Above: James Street Gastropub and Speakeasy is a restaurant, full bar and live music venue.

Inside of 422 Foreland St. in Historic Deutschtown, there are old photos of The Boilermaker Jazz Band, Bo Diddley Jr. and Kenny Blake hanging on the wall.

The black and white photos, found in an upstairs room of the historic building, commemorate Pittsburgh Jazz artists who played there there over the years when the building was the home of the James Street Tavern, a center of Pittsburgh’s Jazz community.

Though James Street Tavern closed several years ago, and several other restaurants have since opened and closed, the venue’s new owners are looking to recreate the vibe and culture of James Street Tavern with the brand new James Street Gastropub and Speakeasy, which opened last month. 

“The James Street Tavern use to be a haven for jazz,” said Tony Mowod of the Pittsburgh Jazz Society. “It’ll be an advantage to draw people back to James Street.”

The new owners, Lisa Saftner and Adam Johnston, left their jobs last year with the intention of staring their own restaurant, but the idea of a jazz venue only came when they saw the James Street venue in the Northside.

“It’s almost what the buildings beckons us to have,” said Johnston. “This is such a rich, rich area for jazz. It’s unbelievable.”

Saftner and Johnston said they researched neighborhoods carefully before choosing the James Street location, and have been welcomed warmly by their neighbors, who they say are “almost as excited for us to be here as we are.”

“We want to be a part of the neighborhood,” said Saftner.

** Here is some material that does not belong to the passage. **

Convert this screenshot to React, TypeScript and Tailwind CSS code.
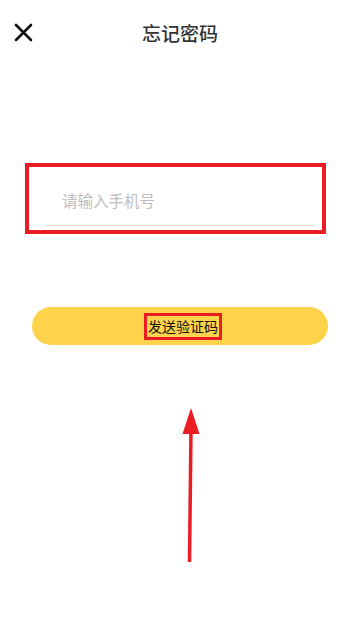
export default function App() {
  return (
    <div className="relative w-[360px] h-[618px] overflow-hidden bg-white font-['Noto_Sans_CJK_SC','Noto_Sans',sans-serif]">
      <header className="grid h-[64px] grid-cols-[1fr_auto_1fr] items-center">
        <button className="ml-[13px] flex h-[20px] w-[20px] items-center justify-center justify-self-start">
          <svg width="19" height="19" viewBox="0 0 19 19">
            <path d="M2 2 L17 17 M17 2 L2 17" stroke="#111" strokeWidth="2.6" strokeLinecap="round" />
          </svg>
        </button>
        <h1 className="text-[19px] font-medium leading-none text-[#333]">忘记密码</h1>
        <div />
      </header>

      <div className="ml-[25px] mt-[99px] h-[71px] w-[301px] border-[4px] border-[#ea1c24]">
        <div className="ml-[17px] mr-[8px] mt-[20px] border-b border-[#d4d4d4] pb-[12px] pl-[16px]">
          <input
            placeholder="请输入手机号"
            className="w-full bg-transparent text-[15.5px] leading-[26px] text-[#333] outline-none placeholder:text-[#bdbdbd]"
          />
        </div>
      </div>

      <div className="ml-[32px] mt-[73px] flex h-[38px] w-[296px] items-center justify-center rounded-full bg-[#fdd34b]">
        <span className="ml-[6px] border-[3px] border-[#ea1c24] px-[1px] text-[14px] leading-[21px] text-[#111]">
          发送验证码
        </span>
      </div>

      <svg className="pointer-events-none absolute left-0 top-0" width="360" height="618" viewBox="0 0 360 618">
        <line x1="191" y1="430" x2="189.5" y2="562" stroke="#ea1c24" strokeWidth="3.5" />
        <polygon points="191,408 182.5,434 199.5,434" fill="#ea1c24" />
      </svg>
    </div>
  );
}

There will be live jazz music every Friday and Saturday, and the Pittsburgh Jazz Society will play at James Street Gastropub and Speakeasy every Sunday night from 6 to 9 p.m.

Saftner and Johnston said that though it’s a music venue, it’s primarily a restaurant. They offer a large menu with traditional pub food and several special items ranging in price between $8 and $30.

The restaurant officially opened in late December, and live music will begin the second weekend in January. The final project the owners are working on is a banquet space that will accommodate 120-150 people, which they anticipate will be finished in summer of 2012.

“We want to do right by this building,” said Saftner.